The hidden maintenance burden​

There is also a psychological risk. Once users adopt a modding platform, they may start assuming every annoyance has a community fix, which can lead to a cycle of patching rather than a stable setup. That is fine for enthusiasts, but it is not ideal for users who want their PCs to remain boring in the best possible way. Boring is underrated in computing.
Another concern is fragmentation. If Microsoft keeps rolling out Start menu changes gradually, users may end up with different experiences across the same Windows version depending on timing, region, and device configuration. That makes advice harder to share and support harder to standardize, which is precisely when third-party tools start to look more attractive than the platform they are patching.

Looking Ahead​

The next phase of this story will likely be shaped by how Microsoft continues to evolve the Start menu in later cumulative updates and feature releases. The company has already shown that it is willing to keep iterating on the design, including the mobile panel, recommendation behavior, and layout changes. If user feedback keeps centering on size and density, Microsoft may eventually respond with a more flexible control surface.
For now, though, Windhawk sits in the comfortable middle ground between rebellion and resignation. It does not require users to abandon Windows 11, but it does let them opt out of one of the design decisions they like least. That makes it especially relevant in an era when Windows users increasingly expect the OS to adapt to them rather than the other way around.

What to watch​

  • Whether Microsoft adds official Start menu resizing controls.
  • Whether the Phone Link section becomes easier to separate from the main launcher.
  • Whether Windhawk mods remain compatible with future 25H2 updates.
  • Whether Microsoft narrows the gap between Insider and public releases.
  • Whether more users embrace modding as a standard response to UI churn.
The larger lesson is that interface design is never just cosmetic.

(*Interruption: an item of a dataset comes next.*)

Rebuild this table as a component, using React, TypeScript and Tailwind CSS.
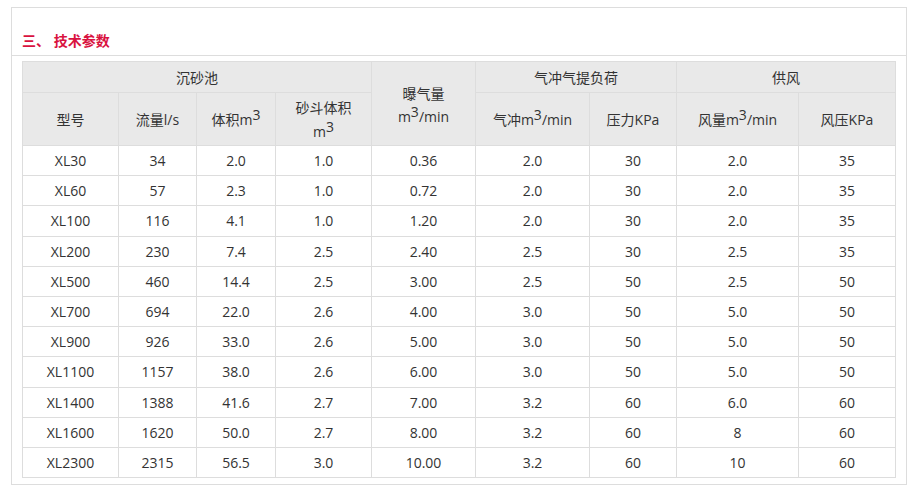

A Start menu occupies one of the most valuable pieces of desktop real estate in Windows, so even a small change in size or structure can reshape the way people work. When Microsoft gets that balance wrong, tools like Windhawk do not just become nice extras; they become the fastest route back to a desktop that feels usable again.
In that sense, the new Windows 11 Start menu is both a modernization and a reminder. Microsoft is still defining what Windows should look like in its current era, but users are still willing to push back when the defaults become too heavy-handed. The result is a classic Windows story: the platform keeps changing, and the community keeps finding ways to make it feel like home.